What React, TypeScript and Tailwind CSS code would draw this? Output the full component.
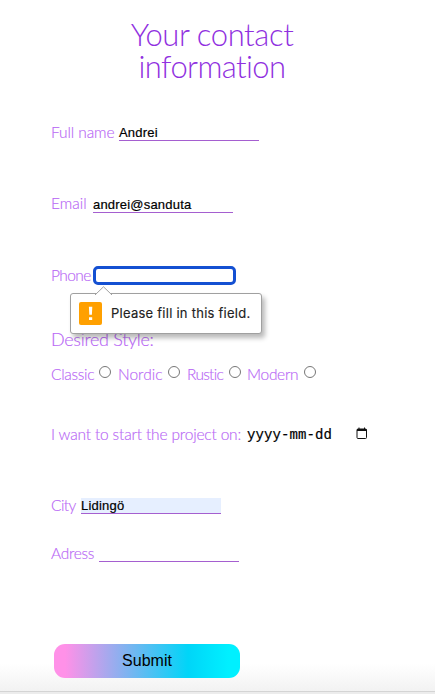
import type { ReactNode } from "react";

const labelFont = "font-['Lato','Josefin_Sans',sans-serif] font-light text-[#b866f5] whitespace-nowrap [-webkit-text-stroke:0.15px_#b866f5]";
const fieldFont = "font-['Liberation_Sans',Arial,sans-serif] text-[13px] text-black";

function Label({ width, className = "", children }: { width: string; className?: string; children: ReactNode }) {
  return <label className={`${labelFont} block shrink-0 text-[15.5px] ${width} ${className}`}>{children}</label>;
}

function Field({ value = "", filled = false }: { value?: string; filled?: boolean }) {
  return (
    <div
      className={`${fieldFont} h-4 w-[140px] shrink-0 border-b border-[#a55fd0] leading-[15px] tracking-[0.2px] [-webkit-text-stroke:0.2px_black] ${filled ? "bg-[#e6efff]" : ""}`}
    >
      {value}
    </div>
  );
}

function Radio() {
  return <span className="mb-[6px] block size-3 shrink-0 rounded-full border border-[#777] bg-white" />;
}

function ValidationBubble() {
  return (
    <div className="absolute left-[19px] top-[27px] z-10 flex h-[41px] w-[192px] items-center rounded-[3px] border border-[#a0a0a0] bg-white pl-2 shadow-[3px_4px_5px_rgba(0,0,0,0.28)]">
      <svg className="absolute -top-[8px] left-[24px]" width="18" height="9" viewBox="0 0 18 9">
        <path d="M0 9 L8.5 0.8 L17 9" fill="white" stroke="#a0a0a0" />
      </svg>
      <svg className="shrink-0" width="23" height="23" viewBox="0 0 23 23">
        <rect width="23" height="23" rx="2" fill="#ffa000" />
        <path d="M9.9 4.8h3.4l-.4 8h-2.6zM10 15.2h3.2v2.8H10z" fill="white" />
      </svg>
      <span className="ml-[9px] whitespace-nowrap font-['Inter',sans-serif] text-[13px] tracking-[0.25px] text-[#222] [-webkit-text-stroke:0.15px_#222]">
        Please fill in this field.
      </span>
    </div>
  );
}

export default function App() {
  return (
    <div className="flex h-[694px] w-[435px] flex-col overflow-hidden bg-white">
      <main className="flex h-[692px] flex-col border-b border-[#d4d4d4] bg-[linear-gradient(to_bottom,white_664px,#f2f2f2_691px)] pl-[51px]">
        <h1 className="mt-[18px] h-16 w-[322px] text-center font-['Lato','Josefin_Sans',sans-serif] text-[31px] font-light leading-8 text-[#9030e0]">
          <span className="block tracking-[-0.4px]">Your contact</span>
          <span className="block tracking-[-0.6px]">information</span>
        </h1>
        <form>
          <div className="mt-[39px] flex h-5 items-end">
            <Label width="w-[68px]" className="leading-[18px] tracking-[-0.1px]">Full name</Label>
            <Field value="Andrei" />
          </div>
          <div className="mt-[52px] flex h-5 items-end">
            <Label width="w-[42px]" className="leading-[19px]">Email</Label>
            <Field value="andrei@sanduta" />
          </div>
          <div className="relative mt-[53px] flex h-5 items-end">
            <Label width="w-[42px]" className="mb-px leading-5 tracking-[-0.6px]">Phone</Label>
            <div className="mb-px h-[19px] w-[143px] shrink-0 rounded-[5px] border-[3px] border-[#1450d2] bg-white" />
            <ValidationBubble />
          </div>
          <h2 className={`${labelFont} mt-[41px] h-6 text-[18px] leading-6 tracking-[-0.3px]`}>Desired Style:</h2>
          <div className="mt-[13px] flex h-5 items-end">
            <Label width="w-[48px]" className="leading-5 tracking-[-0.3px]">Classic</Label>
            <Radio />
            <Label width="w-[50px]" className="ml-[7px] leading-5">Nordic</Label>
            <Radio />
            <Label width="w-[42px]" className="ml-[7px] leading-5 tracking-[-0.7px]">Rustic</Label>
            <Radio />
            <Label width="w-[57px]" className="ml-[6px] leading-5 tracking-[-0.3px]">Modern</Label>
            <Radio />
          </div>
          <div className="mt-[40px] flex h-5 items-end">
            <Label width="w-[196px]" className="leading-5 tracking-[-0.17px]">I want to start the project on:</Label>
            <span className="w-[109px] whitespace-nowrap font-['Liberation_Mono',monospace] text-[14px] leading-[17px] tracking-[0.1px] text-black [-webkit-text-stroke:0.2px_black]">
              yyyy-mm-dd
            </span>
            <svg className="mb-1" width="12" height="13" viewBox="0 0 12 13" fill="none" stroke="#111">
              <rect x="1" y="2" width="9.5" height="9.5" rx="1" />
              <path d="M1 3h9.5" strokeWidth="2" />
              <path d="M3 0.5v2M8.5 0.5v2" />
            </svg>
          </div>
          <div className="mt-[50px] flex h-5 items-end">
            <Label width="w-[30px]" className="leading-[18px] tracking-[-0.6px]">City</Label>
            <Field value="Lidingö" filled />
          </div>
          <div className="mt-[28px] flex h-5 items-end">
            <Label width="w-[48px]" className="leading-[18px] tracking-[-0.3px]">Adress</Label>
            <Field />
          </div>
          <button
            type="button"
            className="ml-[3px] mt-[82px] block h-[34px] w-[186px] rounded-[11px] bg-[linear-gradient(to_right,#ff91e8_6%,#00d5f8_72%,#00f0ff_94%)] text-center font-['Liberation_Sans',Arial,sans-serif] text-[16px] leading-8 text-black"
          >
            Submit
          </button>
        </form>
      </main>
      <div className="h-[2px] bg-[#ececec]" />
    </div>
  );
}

-------------------------

_What the task asks:_ Show the lines from the data above that contain the string "this".

_Answer:_
What React, TypeScript and Tailwind CSS code would draw this? Output the full component.
        Please fill in this field.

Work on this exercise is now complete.